Süleyman Ceran / Haksöz Haber
Kayalardan çalılıklara düşen bir gölge gibi ansızın görünüp sonrasında kayboluyorlar. Bıraktıkları serinlik hissiyle hatırlıyoruz onları. Yerel ve ulusal haberlerde birkaç dakika konuşuluyorlar, o kadar. Güneş her yeri kavuruyor. Kimsenin bir ağaç dibinde soluklanmaya vakti yok. Tatilin tatlı koluna kendini bırakan insanlığın, Gazze’yi çok umursadığı yok.
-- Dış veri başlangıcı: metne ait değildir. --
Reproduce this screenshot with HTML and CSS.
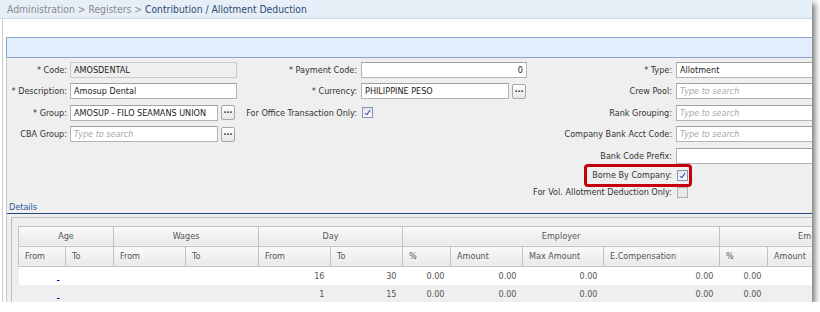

Oysa, “hadi evimize gidelim” cümlesini kuracak kaç Gazzeli kaldı şunun şurasında.
Camileri, hastaneleri, okulları, tarihi mekânları vurmakta tereddüt etmeyen işgalci İsrail, hiç görülmemiş vandallıkları, canilikleri soğukkanlılıkla icra ediyor. İşgalcinin gırtlağına oturuyor direniş, yutkunamıyor Netenyahu. Er meydanında mücahitlere diş geçiremeyen işgalciler, kadınların ve özellikle de çocukların peşindeler. Evlâdü iyalin sığındığı nere varsa, okulsa okul, hastaneyse hasta, camiyse cami, yakıp kavuruyor Firavun soylular. Başı olmayan çocuklar, lime lime olmuş cenazeler bile modern zaman insanını çarpmıyor artık. Kimsenin iştahtan kesildiği yok yahut dalıp dalıp uzaklara bakakaldığı. Bu kıyımlardan biri de Tabiin Okulu’nda yaşandı.